Task details:
Copy out the data exactly, leaving the pictures behind.

Supplied material:

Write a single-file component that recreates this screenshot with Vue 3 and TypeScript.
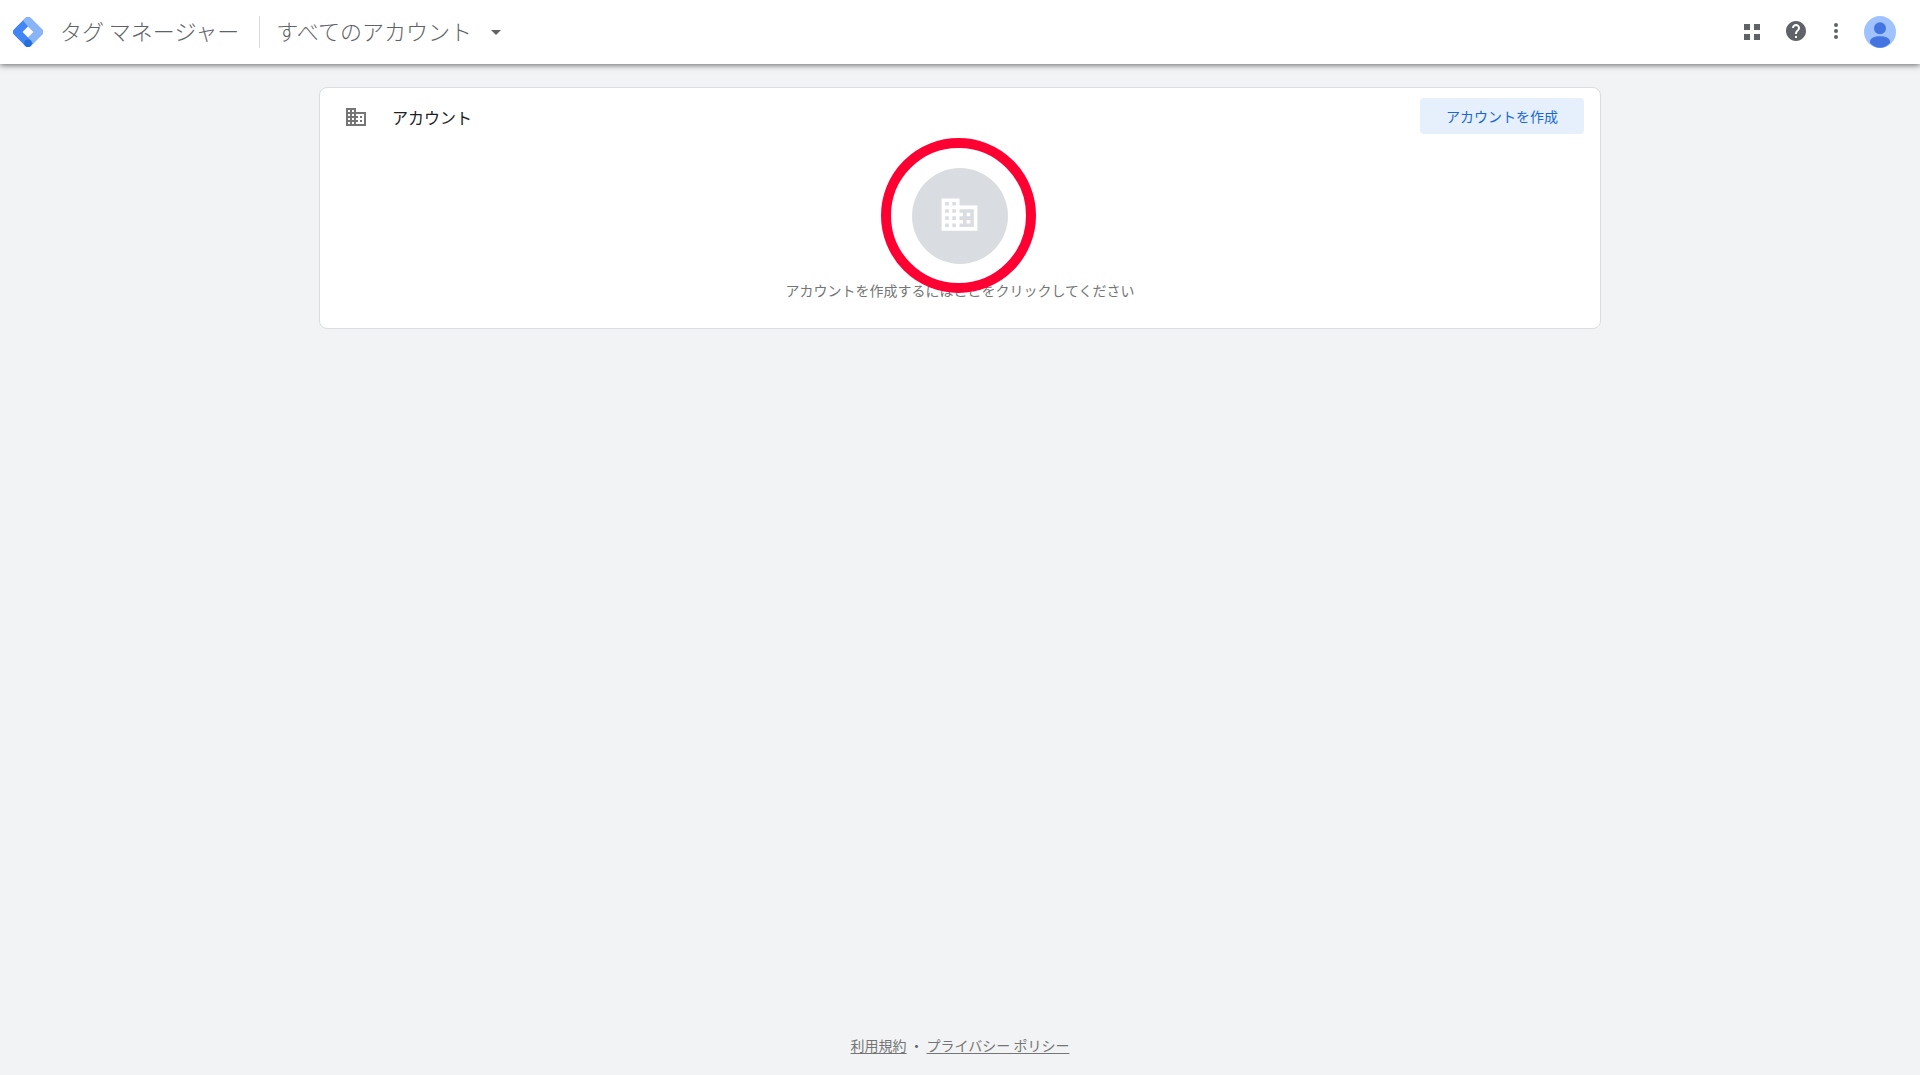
<script setup lang="ts">
const product = 'タグ マネージャー'
const scope = 'すべてのアカウント'
const domainPath =
  'M12 7V3H2v18h20V7H12zM6 19H4v-2h2v2zm0-4H4v-2h2v2zm0-4H4V9h2v2zm0-4H4V5h2v2zm4 12H8v-2h2v2zm0-4H8v-2h2v2zm0-4H8V9h2v2zm0-4H8V5h2v2zm10 12h-8v-2h2v-2h-2v-2h2v-2h-2V9h8v10zm-2-8h-2v2h2v-2zm0 4h-2v2h2v-2z'
</script>

<template>
  <div class="page">
    <header class="bar">
      <a class="brand" href="#">
        <svg class="logo" width="30" height="30" viewBox="0 0 30 30" aria-hidden="true">
          <path d="M12.300 1.100a3.800 3.800 0 0 1 5.400 0L28.900 12.300a3.800 3.800 0 0 1 0 5.400L17.700 28.900a3.800 3.800 0 0 1-5.400 0L1.100 17.700a3.800 3.800 0 0 1 0-5.400z" fill="#4285f4" />
          <path d="M10 3.400 12.300 1.100a3.800 3.800 0 0 1 5.400 0L28.900 12.300a3.800 3.800 0 0 1 0 5.400L20.200 26.400 15 20.500 20.500 15 15 9.500z" fill="#8ab4f8" />
          <path d="M15 9.500 20.500 15 15 20.500 9.500 15z" fill="#fff" />
          <circle cx="15" cy="26.200" r="3.800" fill="#246fdb" />
        </svg>
        <span>{{ product }}</span>
      </a>
      <button class="scope" type="button">
        <span>{{ scope }}</span>
        <svg width="24" height="24" viewBox="0 0 24 24" aria-hidden="true"><path d="M7 10l5 5 5-5z" fill="currentColor" /></svg>
      </button>
      <nav class="tools">
        <button class="apps" type="button" aria-label="アプリ">
          <svg width="24" height="24" viewBox="0 0 24 24"><path d="M4 5h6v6H4zM14 5h6v6h-6zM4 15h6v6H4zM14 15h6v6h-6z" fill="currentColor" /></svg>
        </button>
        <button type="button" aria-label="ヘルプ">
          <svg width="24" height="24" viewBox="0 0 24 24"><path d="M12 2C6.480 2 2 6.480 2 12s4.480 10 10 10 10-4.480 10-10S17.520 2 12 2zm1 17h-2v-2h2v2zm2.070-7.750l-.9.920C13.450 12.900 13 13.500 13 15h-2v-.5c0-1.100.450-2.100 1.170-2.830l1.240-1.260c.370-.360.590-.860.590-1.410 0-1.100-.9-2-2-2s-2 .9-2 2H8c0-2.210 1.790-4 4-4s4 1.790 4 4c0 .880-.360 1.680-.930 2.250z" fill="currentColor" /></svg>
        </button>
        <button type="button" aria-label="その他">
          <svg width="24" height="24" viewBox="0 0 24 24"><g fill="currentColor"><circle cx="12" cy="6" r="2" /><circle cx="12" cy="12" r="2" /><circle cx="12" cy="18" r="2" /></g></svg>
        </button>
        <button class="avatar" type="button" aria-label="プロフィール">
          <svg width="32" height="32" viewBox="0 0 32 32">
            <circle cx="16" cy="16" r="16" fill="#a0c3ff" />
            <circle cx="16" cy="12.300" r="6" fill="#4374e0" />
            <path d="M6 27v-1.500C6 22 11 20.300 16 20.300S26 22 26 25.500V27c-2.600 3-6 4.700-10 4.700S8.600 30 6 27z" fill="#4374e0" />
          </svg>
        </button>
      </nav>
    </header>

    <main>
      <section class="card">
        <div class="card-head">
          <svg class="domain" width="24" height="24" viewBox="0 0 24 24" aria-hidden="true"><path :d="domainPath" fill="currentColor" /></svg>
          <h1>アカウント</h1>
          <button class="create" type="button">アカウントを作成</button>
        </div>
        <button class="empty" type="button">
          <span class="disc">
            <svg width="43" height="43" viewBox="0 0 24 24" aria-hidden="true"><path :d="domainPath" fill="currentColor" /></svg>
            <span class="ring"></span>
          </span>
          <span class="hint">アカウントを作成するにはここをクリックしてください</span>
        </button>
      </section>
    </main>

    <footer class="foot">
      <a href="#">利用規約</a>
      <span>・</span>
      <a href="#">プライバシー ポリシー</a>
    </footer>
  </div>
</template>

<style>
body {
  background: #f1f3f4;
}
</style>

<style scoped>
.page {
  display: flex;
  flex-direction: column;
  min-height: 100vh;
  background: #f1f3f4;
  color: #5f6368;
  font-family: "Noto Sans CJK JP", sans-serif;
  font-size: 14px;
}
button {
  padding: 0;
  border: 0;
  background: none;
  color: inherit;
  font: inherit;
  cursor: pointer;
}
svg {
  display: block;
}
.bar {
  display: flex;
  align-items: center;
  height: 64px;
  padding: 0 24px 0 13px;
  background: #fff;
  box-shadow: 0 1px 6px rgba(0, 0, 0, 0.6);
}
.brand,
.scope {
  display: flex;
  align-items: center;
  height: 32px;
  color: #5f6368;
  font-size: 22px;
  font-weight: 300;
  text-decoration: none;
}
.brand span,
.scope span {
  padding-bottom: 4px;
  line-height: 28px;
}
.brand {
  gap: 17px;
  padding-right: 20px;
  border-right: 1px solid #dadce0;
}
.scope {
  gap: 12px;
  padding-left: 16px;
}
.tools {
  display: flex;
  align-items: center;
  gap: 16px;
  margin-left: auto;
}
.tools button {
  padding-bottom: 2px;
}
.tools .apps {
  margin-right: 4px;
}
.tools .avatar {
  padding: 0;
}
main {
  flex: 1;
  padding: 23px 24px;
}
.card {
  box-sizing: border-box;
  max-width: 1282px;
  margin: 0 auto;
  padding-bottom: 26px;
  border: 1px solid #dadce0;
  border-radius: 8px;
  background: #fff;
}
.card-head {
  display: flex;
  align-items: center;
  height: 58px;
  padding: 0 16px 0 24px;
}
.domain {
  color: #757575;
}
h1 {
  margin: 0 auto 0 24px;
  color: #202124;
  font-size: 16px;
  font-weight: 400;
  line-height: 24px;
}
.create {
  height: 36px;
  margin-bottom: 2px;
  padding: 0 26px;
  border-radius: 4px;
  background: #e6f0fc;
  color: #1967d2;
}
.empty {
  display: flex;
  flex-direction: column;
  align-items: center;
  gap: 14px;
  margin: 22px auto 0;
  color: #757575;
}
.disc {
  box-sizing: border-box;
  position: relative;
  display: flex;
  align-items: center;
  justify-content: center;
  width: 96px;
  height: 96px;
  padding-bottom: 3px;
  border-radius: 50%;
  background: #d9dce1;
  color: #fff;
}
.ring {
  position: absolute;
  inset: -30px -28px -29px -31px;
  z-index: 1;
  border: 10px solid #ff0033;
  border-radius: 50%;
}
.hint {
  line-height: 24px;
}
.foot {
  display: flex;
  justify-content: center;
  gap: 3px;
  padding: 20px 24px;
  color: #5f6368;
  line-height: 20px;
}
.foot a {
  color: #757575;
  text-underline-offset: 2px;
}
</style>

Output for this task:
Write a single-file component that recreates this screenshot with Vue 3 and TypeScript.
<script setup lang="ts">
const product = 'タグ マネージャー'
const scope = 'すべてのアカウント'
const domainPath =
  'M12 7V3H2v18h20V7H12zM6 19H4v-2h2v2zm0-4H4v-2h2v2zm0-4H4V9h2v2zm0-4H4V5h2v2zm4 12H8v-2h2v2zm0-4H8v-2h2v2zm0-4H8V9h2v2zm0-4H8V5h2v2zm10 12h-8v-2h2v-2h-2v-2h2v-2h-2V9h8v10zm-2-8h-2v2h2v-2zm0 4h-2v2h2v-2z'
</script>

<template>
  <div class="page">
    <header class="bar">
      <a class="brand" href="#">
        <svg class="logo" width="30" height="30" viewBox="0 0 30 30" aria-hidden="true">
          <path d="M12.300 1.100a3.800 3.800 0 0 1 5.400 0L28.900 12.300a3.800 3.800 0 0 1 0 5.400L17.700 28.900a3.800 3.800 0 0 1-5.400 0L1.100 17.700a3.800 3.800 0 0 1 0-5.400z" fill="#4285f4" />
          <path d="M10 3.400 12.300 1.100a3.800 3.800 0 0 1 5.400 0L28.900 12.300a3.800 3.800 0 0 1 0 5.400L20.200 26.400 15 20.500 20.500 15 15 9.500z" fill="#8ab4f8" />
          <path d="M15 9.500 20.500 15 15 20.500 9.500 15z" fill="#fff" />
          <circle cx="15" cy="26.200" r="3.800" fill="#246fdb" />
        </svg>
        <span>{{ product }}</span>
      </a>
      <button class="scope" type="button">
        <span>{{ scope }}</span>
        <svg width="24" height="24" viewBox="0 0 24 24" aria-hidden="true"><path d="M7 10l5 5 5-5z" fill="currentColor" /></svg>
      </button>
      <nav class="tools">
        <button class="apps" type="button" aria-label="アプリ">
          <svg width="24" height="24" viewBox="0 0 24 24"><path d="M4 5h6v6H4zM14 5h6v6h-6zM4 15h6v6H4zM14 15h6v6h-6z" fill="currentColor" /></svg>
        </button>
        <button type="button" aria-label="ヘルプ">
          <svg width="24" height="24" viewBox="0 0 24 24"><path d="M12 2C6.480 2 2 6.480 2 12s4.480 10 10 10 10-4.480 10-10S17.520 2 12 2zm1 17h-2v-2h2v2zm2.070-7.750l-.9.920C13.450 12.900 13 13.500 13 15h-2v-.5c0-1.100.450-2.100 1.170-2.830l1.240-1.260c.370-.360.590-.860.590-1.410 0-1.100-.9-2-2-2s-2 .9-2 2H8c0-2.210 1.790-4 4-4s4 1.790 4 4c0 .880-.360 1.680-.930 2.250z" fill="currentColor" /></svg>
        </button>
        <button type="button" aria-label="その他">
          <svg width="24" height="24" viewBox="0 0 24 24"><g fill="currentColor"><circle cx="12" cy="6" r="2" /><circle cx="12" cy="12" r="2" /><circle cx="12" cy="18" r="2" /></g></svg>
        </button>
        <button class="avatar" type="button" aria-label="プロフィール">
          <svg width="32" height="32" viewBox="0 0 32 32">
            <circle cx="16" cy="16" r="16" fill="#a0c3ff" />
            <circle cx="16" cy="12.300" r="6" fill="#4374e0" />
            <path d="M6 27v-1.500C6 22 11 20.300 16 20.300S26 22 26 25.500V27c-2.600 3-6 4.700-10 4.700S8.600 30 6 27z" fill="#4374e0" />
          </svg>
        </button>
      </nav>
    </header>

    <main>
      <section class="card">
        <div class="card-head">
          <svg class="domain" width="24" height="24" viewBox="0 0 24 24" aria-hidden="true"><path :d="domainPath" fill="currentColor" /></svg>
          <h1>アカウント</h1>
          <button class="create" type="button">アカウントを作成</button>
        </div>
        <button class="empty" type="button">
          <span class="disc">
            <svg width="43" height="43" viewBox="0 0 24 24" aria-hidden="true"><path :d="domainPath" fill="currentColor" /></svg>
            <span class="ring"></span>
          </span>
          <span class="hint">アカウントを作成するにはここをクリックしてください</span>
        </button>
      </section>
    </main>

    <footer class="foot">
      <a href="#">利用規約</a>
      <span>・</span>
      <a href="#">プライバシー ポリシー</a>
    </footer>
  </div>
</template>

<style>
body {
  background: #f1f3f4;
}
</style>

<style scoped>
.page {
  display: flex;
  flex-direction: column;
  min-height: 100vh;
  background: #f1f3f4;
  color: #5f6368;
  font-family: "Noto Sans CJK JP", sans-serif;
  font-size: 14px;
}
button {
  padding: 0;
  border: 0;
  background: none;
  color: inherit;
  font: inherit;
  cursor: pointer;
}
svg {
  display: block;
}
.bar {
  display: flex;
  align-items: center;
  height: 64px;
  padding: 0 24px 0 13px;
  background: #fff;
  box-shadow: 0 1px 6px rgba(0, 0, 0, 0.6);
}
.brand,
.scope {
  display: flex;
  align-items: center;
  height: 32px;
  color: #5f6368;
  font-size: 22px;
  font-weight: 300;
  text-decoration: none;
}
.brand span,
.scope span {
  padding-bottom: 4px;
  line-height: 28px;
}
.brand {
  gap: 17px;
  padding-right: 20px;
  border-right: 1px solid #dadce0;
}
.scope {
  gap: 12px;
  padding-left: 16px;
}
.tools {
  display: flex;
  align-items: center;
  gap: 16px;
  margin-left: auto;
}
.tools button {
  padding-bottom: 2px;
}
.tools .apps {
  margin-right: 4px;
}
.tools .avatar {
  padding: 0;
}
main {
  flex: 1;
  padding: 23px 24px;
}
.card {
  box-sizing: border-box;
  max-width: 1282px;
  margin: 0 auto;
  padding-bottom: 26px;
  border: 1px solid #dadce0;
  border-radius: 8px;
  background: #fff;
}
.card-head {
  display: flex;
  align-items: center;
  height: 58px;
  padding: 0 16px 0 24px;
}
.domain {
  color: #757575;
}
h1 {
  margin: 0 auto 0 24px;
  color: #202124;
  font-size: 16px;
  font-weight: 400;
  line-height: 24px;
}
.create {
  height: 36px;
  margin-bottom: 2px;
  padding: 0 26px;
  border-radius: 4px;
  background: #e6f0fc;
  color: #1967d2;
}
.empty {
  display: flex;
  flex-direction: column;
  align-items: center;
  gap: 14px;
  margin: 22px auto 0;
  color: #757575;
}
.disc {
  box-sizing: border-box;
  position: relative;
  display: flex;
  align-items: center;
  justify-content: center;
  width: 96px;
  height: 96px;
  padding-bottom: 3px;
  border-radius: 50%;
  background: #d9dce1;
  color: #fff;
}
.ring {
  position: absolute;
  inset: -30px -28px -29px -31px;
  z-index: 1;
  border: 10px solid #ff0033;
  border-radius: 50%;
}
.hint {
  line-height: 24px;
}
.foot {
  display: flex;
  justify-content: center;
  gap: 3px;
  padding: 20px 24px;
  color: #5f6368;
  line-height: 20px;
}
.foot a {
  color: #757575;
  text-underline-offset: 2px;
}
</style>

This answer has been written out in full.